## Source excerpt
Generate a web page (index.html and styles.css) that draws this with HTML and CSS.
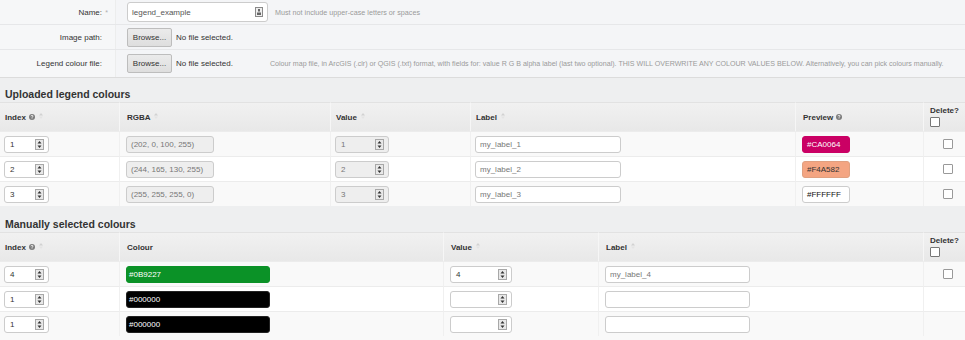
FILE: index.html
```html
<!DOCTYPE html>
<html>
<head>
<meta charset="utf-8">
<link rel="stylesheet" href="styles.css">
</head>
<body>
<div class="form">
  <div class="frow">
    <div class="flabel">Name:<span class="req">*</span></div>
    <div class="ffield">
      <div class="text-input"><span>legend_example</span>
        <svg class="kicon" width="8" height="10" viewBox="0 0 8 10"><rect x="0.5" y="0.5" width="7" height="9" fill="#eee" stroke="#8a8a8a"/><rect x="3" y="2" width="2" height="2.5" fill="#666"/><rect x="2" y="5.5" width="4" height="2.5" fill="#666"/></svg>
      </div>
      <span class="hint">Must not include upper-case letters or spaces</span>
    </div>
  </div>
  <div class="frow">
    <div class="flabel">Image path:<span class="req"></span></div>
    <div class="ffield">
      <div class="file"><span class="browse">Browse...</span><span class="nofile">No file selected.</span></div>
    </div>
  </div>
  <div class="frow last">
    <div class="flabel">Legend colour file:<span class="req"></span></div>
    <div class="ffield">
      <div class="file"><span class="browse">Browse...</span><span class="nofile">No file selected.</span></div>
      <span class="longhint">Colour map file, in ArcGIS (.clr) or QGIS (.txt) format, with fields for: value R G B alpha label (last two optional). THIS WILL OVERWRITE ANY COLOUR VALUES BELOW. Alternatively, you can pick colours manually.</span>
    </div>
  </div>
</div>

<h2 class="section">Uploaded legend colours</h2>
<table class="tbl">
  <colgroup><col style="width:119px"><col style="width:211px"><col style="width:140px"><col style="width:325px"><col style="width:128px"><col style="width:42px"></colgroup>
  <thead>
    <tr>
      <th>Index <svg class="help" width="6" height="6" viewBox="0 0 6 6"><circle cx="3" cy="3" r="3" fill="#7b7b7b"/><path d="M2 2.3Q2 1.3 3 1.3Q4 1.3 4 2.2Q4 2.8 3 3.2V3.8" stroke="#fff" stroke-width="0.8" fill="none"/><circle cx="3" cy="4.7" r="0.45" fill="#fff"/></svg> <svg class="sort" width="4" height="6" viewBox="0 0 4 6"><path d="M2 0L4 2.5H0Z" fill="#d2d2d2"/><path d="M0 3.5H4L2 6Z" fill="#e4e4e4"/></svg></th>
      <th class="p7">RGBA <svg class="sort" width="4" height="6" viewBox="0 0 4 6"><path d="M2 0L4 2.5H0Z" fill="#d2d2d2"/><path d="M0 3.5H4L2 6Z" fill="#e4e4e4"/></svg></th>
      <th>Value <svg class="sort" width="4" height="6" viewBox="0 0 4 6"><path d="M2 0L4 2.5H0Z" fill="#d2d2d2"/><path d="M0 3.5H4L2 6Z" fill="#e4e4e4"/></svg></th>
      <th>Label <svg class="sort" width="4" height="6" viewBox="0 0 4 6"><path d="M2 0L4 2.5H0Z" fill="#d2d2d2"/><path d="M0 3.5H4L2 6Z" fill="#e4e4e4"/></svg></th>
      <th class="p7">Preview <svg class="help" width="6" height="6" viewBox="0 0 6 6"><circle cx="3" cy="3" r="3" fill="#7b7b7b"/><path d="M2 2.3Q2 1.3 3 1.3Q4 1.3 4 2.2Q4 2.8 3 3.2V3.8" stroke="#fff" stroke-width="0.8" fill="none"/><circle cx="3" cy="4.7" r="0.45" fill="#fff"/></svg></th>
      <th class="del">Delete?<span class="cb"></span></th>
    </tr>
  </thead>
  <tbody>
    <tr class="odd">
      <td><span class="num w45"><span>1</span><svg class="spin" width="9" height="11" viewBox="0 0 9 11"><rect x="0.5" y="0.5" width="8" height="10" fill="#e8e8e8" stroke="#a8a8a8"/><path d="M4.5 2L6.5 4.5H2.5Z M2.5 6.5H6.5L4.5 9Z" fill="#333"/></svg></span></td>
      <td class="p7"><span class="box dis w88">(202, 0, 100, 255)</span></td>
      <td><span class="num dis w54"><span>1</span><svg class="spin" width="9" height="11" viewBox="0 0 9 11"><rect x="0.5" y="0.5" width="8" height="10" fill="#e8e8e8" stroke="#a8a8a8"/><path d="M4.5 2L6.5 4.5H2.5Z M2.5 6.5H6.5L4.5 9Z" fill="#333"/></svg></span></td>
      <td><span class="box lbl w146">my_label_1</span></td>
      <td class="p7"><span class="box prev pink">#CA0064</span></td>
      <td class="dcell"><span class="cb"></span></td>
    </tr>
    <tr>
      <td><span class="num w45"><span>2</span><svg class="spin" width="9" height="11" viewBox="0 0 9 11"><rect x="0.5" y="0.5" width="8" height="10" fill="#e8e8e8" stroke="#a8a8a8"/><path d="M4.5 2L6.5 4.5H2.5Z M2.5 6.5H6.5L4.5 9Z" fill="#333"/></svg></span></td>
      <td class="p7"><span class="box dis w88">(244, 165, 130, 255)</span></td>
      <td><span class="num dis w54"><span>2</span><svg class="spin" width="9" height="11" viewBox="0 0 9 11"><rect x="0.5" y="0.5" width="8" height="10" fill="#e8e8e8" stroke="#a8a8a8"/><path d="M4.5 2L6.5 4.5H2.5Z M2.5 6.5H6.5L4.5 9Z" fill="#333"/></svg></span></td>
      <td><span class="box lbl w146">my_label_2</span></td>
      <td class="p7"><span class="box prev salmon">#F4A582</span></td>
      <td class="dcell"><span class="cb"></span></td>
    </tr>
    <tr class="odd">
      <td><span class="num w45"><span>3</span><svg class="spin" width="9" height="11" viewBox="0 0 9 11"><rect x="0.5" y="0.5" width="8" height="10" fill="#e8e8e8" stroke="#a8a8a8"/><path d="M4.5 2L6.5 4.5H2.5Z M2.5 6.5H6.5L4.5 9Z" fill="#333"/></svg></span></td>
      <td class="p7"><span class="box dis w88">(255, 255, 255, 0)</span></td>
      <td><span class="num dis w54"><span>3</span><svg class="spin" width="9" height="11" viewBox="0 0 9 11"><rect x="0.5" y="0.5" width="8" height="10" fill="#e8e8e8" stroke="#a8a8a8"/><path d="M4.5 2L6.5 4.5H2.5Z M2.5 6.5H6.5L4.5 9Z" fill="#333"/></svg></span></td>
      <td><span class="box lbl w146">my_label_3</span></td>
      <td class="p7"><span class="box prev white">#FFFFFF</span></td>
      <td class="dcell"><span class="cb"></span></td>
    </tr>
  </tbody>
</table>

<h2 class="section second">Manually selected colours</h2>
<table class="tbl">
  <colgroup><col style="width:119px"><col style="width:324px"><col style="width:155px"><col style="width:325px"><col style="width:42px"></colgroup>
  <thead>
    <tr>
      <th>Index <svg class="help" width="6" height="6" viewBox="0 0 6 6"><circle cx="3" cy="3" r="3" fill="#7b7b7b"/><path d="M2 2.3Q2 1.3 3 1.3Q4 1.3 4 2.2Q4 2.8 3 3.2V3.8" stroke="#fff" stroke-width="0.8" fill="none"/><circle cx="3" cy="4.7" r="0.45" fill="#fff"/></svg> <svg class="sort" width="4" height="6" viewBox="0 0 4 6"><path d="M2 0L4 2.5H0Z" fill="#d2d2d2"/><path d="M0 3.5H4L2 6Z" fill="#e4e4e4"/></svg></th>
      <th class="p7">Colour</th>
      <th class="p7">Value <svg class="sort" width="4" height="6" viewBox="0 0 4 6"><path d="M2 0L4 2.5H0Z" fill="#d2d2d2"/><path d="M0 3.5H4L2 6Z" fill="#e4e4e4"/></svg></th>
      <th class="p7">Label <svg class="sort" width="4" height="6" viewBox="0 0 4 6"><path d="M2 0L4 2.5H0Z" fill="#d2d2d2"/><path d="M0 3.5H4L2 6Z" fill="#e4e4e4"/></svg></th>
      <th class="del">Delete?<span class="cb"></span></th>
    </tr>
  </thead>
  <tbody>
    <tr class="odd">
      <td><span class="num w45"><span>4</span><svg class="spin" width="9" height="11" viewBox="0 0 9 11"><rect x="0.5" y="0.5" width="8" height="10" fill="#e8e8e8" stroke="#a8a8a8"/><path d="M4.5 2L6.5 4.5H2.5Z M2.5 6.5H6.5L4.5 9Z" fill="#333"/></svg></span></td>
      <td class="p7"><span class="box colour green">#0B9227</span></td>
      <td class="p7"><span class="num w62"><span>4</span><svg class="spin" width="9" height="11" viewBox="0 0 9 11"><rect x="0.5" y="0.5" width="8" height="10" fill="#e8e8e8" stroke="#a8a8a8"/><path d="M4.5 2L6.5 4.5H2.5Z M2.5 6.5H6.5L4.5 9Z" fill="#333"/></svg></span></td>
      <td class="p7"><span class="box lbl w145">my_label_4</span></td>
      <td class="dcell"><span class="cb"></span></td>
    </tr>
    <tr>
      <td><span class="num w45"><span>1</span><svg class="spin" width="9" height="11" viewBox="0 0 9 11"><rect x="0.5" y="0.5" width="8" height="10" fill="#e8e8e8" stroke="#a8a8a8"/><path d="M4.5 2L6.5 4.5H2.5Z M2.5 6.5H6.5L4.5 9Z" fill="#333"/></svg></span></td>
      <td class="p7"><span class="box colour black">#000000</span></td>
      <td class="p7"><span class="num w62"><span></span><svg class="spin" width="9" height="11" viewBox="0 0 9 11"><rect x="0.5" y="0.5" width="8" height="10" fill="#e8e8e8" stroke="#a8a8a8"/><path d="M4.5 2L6.5 4.5H2.5Z M2.5 6.5H6.5L4.5 9Z" fill="#333"/></svg></span></td>
      <td class="p7"><span class="box lbl w145"></span></td>
      <td class="dcell"></td>
    </tr>
    <tr class="odd">
      <td><span class="num w45"><span>1</span><svg class="spin" width="9" height="11" viewBox="0 0 9 11"><rect x="0.5" y="0.5" width="8" height="10" fill="#e8e8e8" stroke="#a8a8a8"/><path d="M4.5 2L6.5 4.5H2.5Z M2.5 6.5H6.5L4.5 9Z" fill="#333"/></svg></span></td>
      <td class="p7"><span class="box colour black">#000000</span></td>
      <td class="p7"><span class="num w62"><span></span><svg class="spin" width="9" height="11" viewBox="0 0 9 11"><rect x="0.5" y="0.5" width="8" height="10" fill="#e8e8e8" stroke="#a8a8a8"/><path d="M4.5 2L6.5 4.5H2.5Z M2.5 6.5H6.5L4.5 9Z" fill="#333"/></svg></span></td>
      <td class="p7"><span class="box lbl w145"></span></td>
      <td class="dcell"></td>
    </tr>
  </tbody>
</table>
</body>
</html>
```

FILE: styles.css
```css
* { box-sizing: border-box; }
html, body { margin: 0; padding: 0; }
body {
  width: 965px;
  font-family: "Liberation Sans", Arial, sans-serif;
  font-size: 8px;
  color: #333;
  background: #f9f9f9;
  overflow: hidden;
}

/* top form */
.form { background: #f4f5f7; border-bottom: 1px solid #dcdcdc; }
.frow { display: flex; height: 25px; border-bottom: 1px solid #e6e7e9; }
.frow.last { height: 27px; border-bottom: none; }
.flabel {
  width: 115px; flex: none;
  display: flex; align-items: center; justify-content: flex-end;
  padding-right: 7px;
  background: #f6f7f8;
}
.req { width: 6px; text-align: right; color: #b0b0b0; font-size: 7px; }
.ffield {
  flex: 1; display: flex; align-items: center;
  padding-left: 11px;
  border-left: 1px solid #eceded;
}
.text-input {
  width: 141px; height: 20px;
  display: flex; align-items: center; justify-content: space-between;
  padding: 0 4px 0 4px;
  background: #fff; border: 1px solid #ccc; border-radius: 3px;
  color: #555;
}
.kicon { display: block; }
.hint { margin-left: 7px; font-size: 7.2px; color: #9a9a9a; }
.file { width: 143px; flex: none; display: flex; align-items: center; }
.browse {
  width: 45px; height: 19px;
  display: flex; align-items: center; justify-content: center;
  border: 1px solid #bdbdbd; border-radius: 2px;
  background: linear-gradient(#ebebeb, #dedede);
  color: #333;
}
.nofile { margin-left: 4px; }
.longhint { font-size: 7.08px; color: #9a9a9a; white-space: nowrap; }

/* sections */
.section {
  margin: 0;
  padding: 10px 5px 2px;
  height: 24px;
  line-height: 12px;
  font-size: 10.5px;
  font-weight: bold;
  color: #333;
  background: #eeeff0;
}
.section.second { padding-top: 12px; height: 26px; }

/* tables */
.tbl {
  width: 965px;
  table-layout: fixed;
  border-collapse: separate;
  border-spacing: 0;
}
.tbl th {
  height: 29px;
  padding: 0 5px;
  text-align: left;
  vertical-align: middle;
  font-weight: bold;
  font-size: 8px;
  color: #333;
  background: linear-gradient(#f1f1f1, #e8e8e8);
  border-top: 1px solid #e2e2e2;
  border-left: 1px solid #f6f6f6;
  white-space: nowrap;
}
.tbl th:first-child { border-left: none; }
.tbl th.del { vertical-align: top; padding: 3px 0 0 6px; line-height: 9px; }
.tbl th.del .cb { display: block; margin-top: 2px; border-color: #777; }
.tbl .p7 { padding-left: 7px; }
.help { vertical-align: -0.5px; margin-left: 1px; }
.sort { vertical-align: 1px; margin-left: 2px; }

.tbl td {
  height: 25px;
  padding: 0 4px;
  vertical-align: middle;
  background: #fff;
  border-top: 1px solid #ececec;
  border-left: 1px solid #f0f0f0;
  white-space: nowrap;
}
.tbl td:first-child { border-left: none; }
.tbl tr.odd td { background: #f9f9f9; }
.tbl td.p7 { padding-left: 6px; }
.tbl td.dcell { text-align: center; padding: 0 0 0 7px; }

.num, .box {
  display: inline-flex; align-items: center;
  height: 17px;
  border: 1px solid #ccc; border-radius: 3px;
  background: #fff;
  font-size: 8px;
  vertical-align: middle;
}
.num { justify-content: space-between; padding: 0 4px 0 5px; color: #333; }
.spin { display: block; }
.box { padding: 0 4px; }
.dis { background: #eee; color: #777; }
.lbl { color: #777; }
.w45 { width: 45px; }
.w54 { width: 54px; }
.w62 { width: 62px; }
.w88 { width: 88px; }
.w145 { width: 145px; }
.w146 { width: 146px; }
.prev { width: 48px; }
.pink { background: #CA0064; border-color: #CA0064; color: #fff; }
.salmon { background: #F4A582; border-color: #e0a080; color: #333; }
.white { background: #fff; color: #111; }
.colour { width: 144px; padding-left: 2px; color: #fff; }
.green { background: #0B9227; border-color: #0B9227; }
.black { background: #000; border-color: #222; }

.cb {
  display: inline-block;
  width: 10px; height: 10px;
  border: 1px solid #999;
  border-radius: 1px;
  background: #fff;
  vertical-align: middle;
}
```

## Brief
Pick out the lines that contain "with" and copy them.

## Finished exercise
Generate a web page (index.html and styles.css) that draws this with HTML and CSS.
      <span class="longhint">Colour map file, in ArcGIS (.clr) or QGIS (.txt) format, with fields for: value R G B alpha label (last two optional). THIS WILL OVERWRITE ANY COLOUR VALUES BELOW. Alternatively, you can pick colours manually.</span>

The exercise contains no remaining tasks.